** Start of Available records **

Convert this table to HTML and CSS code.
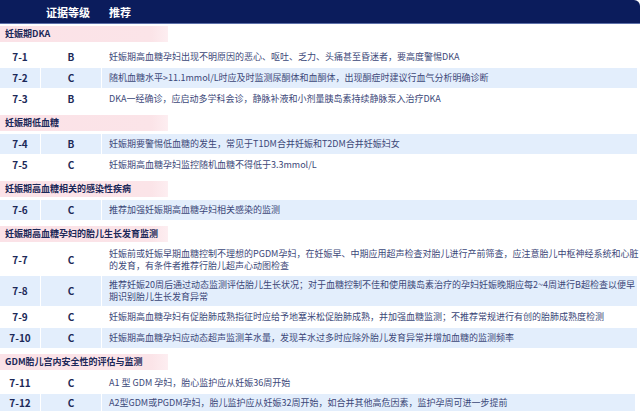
FILE: index.html
```html
<!DOCTYPE html>
<html lang="zh">
<head>
<meta charset="utf-8">
<link rel="stylesheet" href="styles.css">
</head>
<body>
<div class="table">
  <div class="thead">
    <div class="th"></div>
    <div class="th th-grade">证据等级</div>
    <div class="th th-rec">推荐</div>
  </div>

  <div class="section first">妊娠期DKA</div>
  <div class="row"><div class="id">7-1</div><div class="grade">B</div><div class="rec">妊娠期高血糖孕妇出现不明原因的恶心、呕吐、乏力、头痛甚至昏迷者，要高度警惕DKA</div></div>
  <div class="row alt"><div class="id">7-2</div><div class="grade">C</div><div class="rec">随机血糖水平&gt;11.1mmol/L时应及时监测尿酮体和血酮体，出现酮症时建议行血气分析明确诊断</div></div>
  <div class="row"><div class="id">7-3</div><div class="grade">B</div><div class="rec">DKA一经确诊，应启动多学科会诊，静脉补液和小剂量胰岛素持续静脉泵入治疗DKA</div></div>

  <div class="section">妊娠期低血糖</div>
  <div class="row alt"><div class="id">7-4</div><div class="grade">B</div><div class="rec">妊娠期要警惕低血糖的发生，常见于T1DM合并妊娠和T2DM合并妊娠妇女</div></div>
  <div class="row"><div class="id">7-5</div><div class="grade">C</div><div class="rec">妊娠期高血糖孕妇监控随机血糖不得低于3.3mmol/L</div></div>

  <div class="section">妊娠期高血糖相关的感染性疾病</div>
  <div class="row alt"><div class="id">7-6</div><div class="grade">C</div><div class="rec">推荐加强妊娠期高血糖孕妇相关感染的监测</div></div>

  <div class="section">妊娠期高血糖孕妇的胎儿生长发育监测</div>
  <div class="row tall"><div class="id">7-7</div><div class="grade">C</div><div class="rec">妊娠前或妊娠早期血糖控制不理想的PGDM孕妇，在妊娠早、中期应用超声检查对胎儿进行产前筛查，应注意胎儿中枢神经系统和心脏<br>的发育，有条件者推荐行胎儿超声心动图检查</div></div>
  <div class="row tall alt"><div class="id">7-8</div><div class="grade">C</div><div class="rec">推荐妊娠20周后通过动态监测评估胎儿生长状况；对于血糖控制不佳和使用胰岛素治疗的孕妇妊娠晚期应每2~4周进行B超检查以便早<br>期识别胎儿生长发育异常</div></div>
  <div class="row"><div class="id">7-9</div><div class="grade">C</div><div class="rec">妊娠期高血糖孕妇有促胎肺成熟指征时应给予地塞米松促胎肺成熟，并加强血糖监测；不推荐常规进行有创的胎肺成熟度检测</div></div>
  <div class="row alt"><div class="id">7-10</div><div class="grade">C</div><div class="rec">妊娠期高血糖孕妇应动态超声监测羊水量，发现羊水过多时应除外胎儿发育异常并增加血糖的监测频率</div></div>

  <div class="section">GDM胎儿宫内安全性的评估与监测</div>
  <div class="row"><div class="id">7-11</div><div class="grade">C</div><div class="rec">A1 型 GDM 孕妇，胎心监护应从妊娠36周开始</div></div>
  <div class="row alt last"><div class="id">7-12</div><div class="grade">C</div><div class="rec">A2型GDM或PGDM孕妇，胎儿监护应从妊娠32周开始，如合并其他高危因素，监护孕周可进一步提前</div></div>
</div>
</body>
</html>
```

FILE: styles.css
```css
* { box-sizing: border-box; }
html, body {
  margin: 0;
  padding: 0;
  background: #ffffff;
}
body {
  width: 640px;
  height: 411px;
  overflow: hidden;
  font-family: "Noto Sans CJK SC", "Noto Sans", sans-serif;
}
.table {
  display: flex;
  flex-direction: column;
  width: 640px;
}
.thead {
  display: grid;
  grid-template-columns: 40px 60px 1fr;
  column-gap: 1px;
  height: 24px;
  background: #0b1c5c;
  border-bottom: 1px solid #5d70a9;
  border-top-right-radius: 6px;
  align-items: center;
}
.th {
  color: #ffffff;
  font-weight: 700;
  font-size: 11px;
  line-height: 14px;
}
.th-grade {
  text-align: center;
  padding-right: 6px;
}
.th-rec {
  padding-left: 7px;
}
.section {
  width: 168px;
  height: 16px;
  margin: 5px 0 3px;
  padding-left: 5px;
  display: flex;
  align-items: center;
  background: linear-gradient(90deg, #fbe2e7 0%, #fbe4e8 90%, #fdeef1 100%);
  color: #1b2858;
  font-weight: 700;
  font-size: 9px;
  line-height: 12px;
}
.section.first {
  margin-top: 2px;
  margin-bottom: 5px;
}
.row {
  display: grid;
  grid-template-columns: 40px 60px 1fr;
  column-gap: 1px;
  width: 637px;
  height: 20px;
  margin-bottom: 1px;
}
.row.tall {
  height: 30px;
}
.row > div {
  display: flex;
  align-items: center;
}
.row.alt > div {
  background: #e3eefc;
}
.row.last {
  margin-bottom: 0;
  border-bottom: 2px solid #35457f;
  height: 20px;
  width: 640px;
  grid-template-columns: 40px 60px 533px;
}
.id, .grade {
  justify-content: center;
  color: #1c2958;
  font-weight: 700;
  font-size: 10px;
  line-height: 12px;
}
.rec {
  padding-left: 7px;
  color: #3b4778;
  font-size: 9px;
  line-height: 12px;
  white-space: nowrap;
}
```
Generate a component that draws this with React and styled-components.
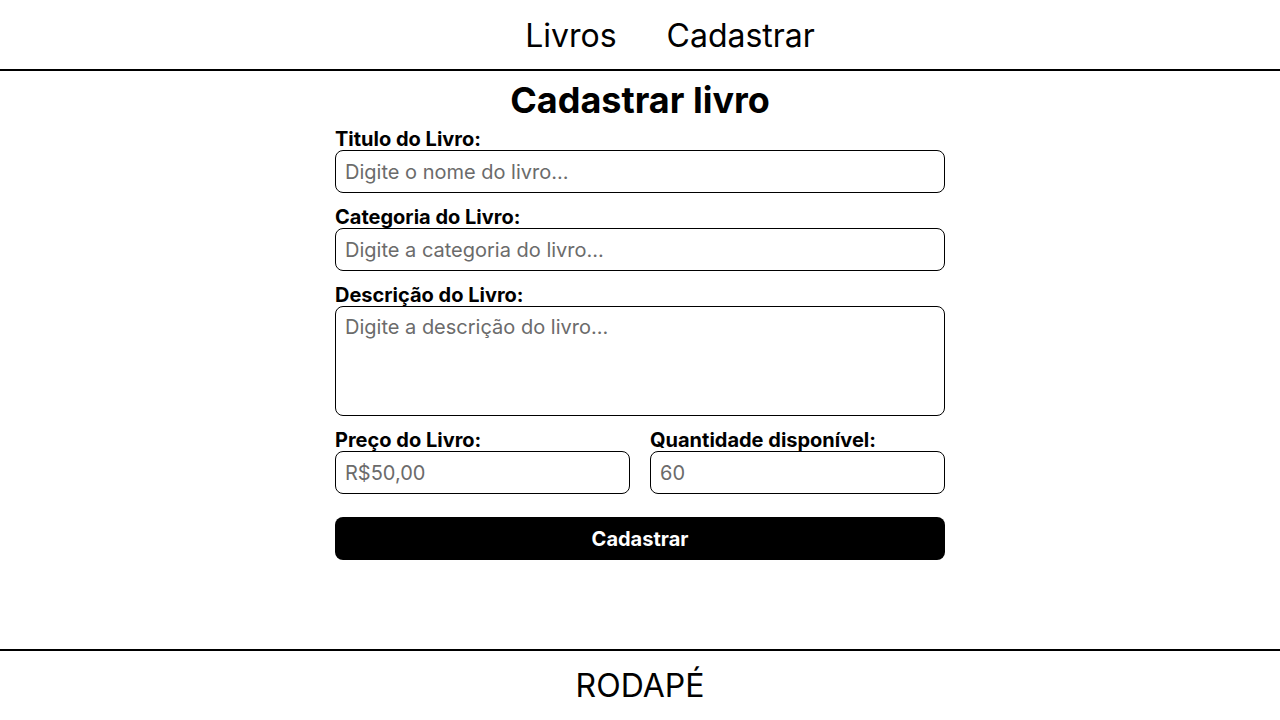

** End of Available records **

__Written problem__
Quote each entry above verbatim and drop the pictures.

__Exercise response__
Convert this table to HTML and CSS code.
FILE: index.html
```html
<!DOCTYPE html>
<html lang="zh">
<head>
<meta charset="utf-8">
<link rel="stylesheet" href="styles.css">
</head>
<body>
<div class="table">
  <div class="thead">
    <div class="th"></div>
    <div class="th th-grade">证据等级</div>
    <div class="th th-rec">推荐</div>
  </div>

  <div class="section first">妊娠期DKA</div>
  <div class="row"><div class="id">7-1</div><div class="grade">B</div><div class="rec">妊娠期高血糖孕妇出现不明原因的恶心、呕吐、乏力、头痛甚至昏迷者，要高度警惕DKA</div></div>
  <div class="row alt"><div class="id">7-2</div><div class="grade">C</div><div class="rec">随机血糖水平&gt;11.1mmol/L时应及时监测尿酮体和血酮体，出现酮症时建议行血气分析明确诊断</div></div>
  <div class="row"><div class="id">7-3</div><div class="grade">B</div><div class="rec">DKA一经确诊，应启动多学科会诊，静脉补液和小剂量胰岛素持续静脉泵入治疗DKA</div></div>

  <div class="section">妊娠期低血糖</div>
  <div class="row alt"><div class="id">7-4</div><div class="grade">B</div><div class="rec">妊娠期要警惕低血糖的发生，常见于T1DM合并妊娠和T2DM合并妊娠妇女</div></div>
  <div class="row"><div class="id">7-5</div><div class="grade">C</div><div class="rec">妊娠期高血糖孕妇监控随机血糖不得低于3.3mmol/L</div></div>

  <div class="section">妊娠期高血糖相关的感染性疾病</div>
  <div class="row alt"><div class="id">7-6</div><div class="grade">C</div><div class="rec">推荐加强妊娠期高血糖孕妇相关感染的监测</div></div>

  <div class="section">妊娠期高血糖孕妇的胎儿生长发育监测</div>
  <div class="row tall"><div class="id">7-7</div><div class="grade">C</div><div class="rec">妊娠前或妊娠早期血糖控制不理想的PGDM孕妇，在妊娠早、中期应用超声检查对胎儿进行产前筛查，应注意胎儿中枢神经系统和心脏<br>的发育，有条件者推荐行胎儿超声心动图检查</div></div>
  <div class="row tall alt"><div class="id">7-8</div><div class="grade">C</div><div class="rec">推荐妊娠20周后通过动态监测评估胎儿生长状况；对于血糖控制不佳和使用胰岛素治疗的孕妇妊娠晚期应每2~4周进行B超检查以便早<br>期识别胎儿生长发育异常</div></div>
  <div class="row"><div class="id">7-9</div><div class="grade">C</div><div class="rec">妊娠期高血糖孕妇有促胎肺成熟指征时应给予地塞米松促胎肺成熟，并加强血糖监测；不推荐常规进行有创的胎肺成熟度检测</div></div>
  <div class="row alt"><div class="id">7-10</div><div class="grade">C</div><div class="rec">妊娠期高血糖孕妇应动态超声监测羊水量，发现羊水过多时应除外胎儿发育异常并增加血糖的监测频率</div></div>

  <div class="section">GDM胎儿宫内安全性的评估与监测</div>
  <div class="row"><div class="id">7-11</div><div class="grade">C</div><div class="rec">A1 型 GDM 孕妇，胎心监护应从妊娠36周开始</div></div>
  <div class="row alt last"><div class="id">7-12</div><div class="grade">C</div><div class="rec">A2型GDM或PGDM孕妇，胎儿监护应从妊娠32周开始，如合并其他高危因素，监护孕周可进一步提前</div></div>
</div>
</body>
</html>
```

FILE: styles.css
```css
* { box-sizing: border-box; }
html, body {
  margin: 0;
  padding: 0;
  background: #ffffff;
}
body {
  width: 640px;
  height: 411px;
  overflow: hidden;
  font-family: "Noto Sans CJK SC", "Noto Sans", sans-serif;
}
.table {
  display: flex;
  flex-direction: column;
  width: 640px;
}
.thead {
  display: grid;
  grid-template-columns: 40px 60px 1fr;
  column-gap: 1px;
  height: 24px;
  background: #0b1c5c;
  border-bottom: 1px solid #5d70a9;
  border-top-right-radius: 6px;
  align-items: center;
}
.th {
  color: #ffffff;
  font-weight: 700;
  font-size: 11px;
  line-height: 14px;
}
.th-grade {
  text-align: center;
  padding-right: 6px;
}
.th-rec {
  padding-left: 7px;
}
.section {
  width: 168px;
  height: 16px;
  margin: 5px 0 3px;
  padding-left: 5px;
  display: flex;
  align-items: center;
  background: linear-gradient(90deg, #fbe2e7 0%, #fbe4e8 90%, #fdeef1 100%);
  color: #1b2858;
  font-weight: 700;
  font-size: 9px;
  line-height: 12px;
}
.section.first {
  margin-top: 2px;
  margin-bottom: 5px;
}
.row {
  display: grid;
  grid-template-columns: 40px 60px 1fr;
  column-gap: 1px;
  width: 637px;
  height: 20px;
  margin-bottom: 1px;
}
.row.tall {
  height: 30px;
}
.row > div {
  display: flex;
  align-items: center;
}
.row.alt > div {
  background: #e3eefc;
}
.row.last {
  margin-bottom: 0;
  border-bottom: 2px solid #35457f;
  height: 20px;
  width: 640px;
  grid-template-columns: 40px 60px 533px;
}
.id, .grade {
  justify-content: center;
  color: #1c2958;
  font-weight: 700;
  font-size: 10px;
  line-height: 12px;
}
.rec {
  padding-left: 7px;
  color: #3b4778;
  font-size: 9px;
  line-height: 12px;
  white-space: nowrap;
}
```
Generate a component that draws this with React and styled-components.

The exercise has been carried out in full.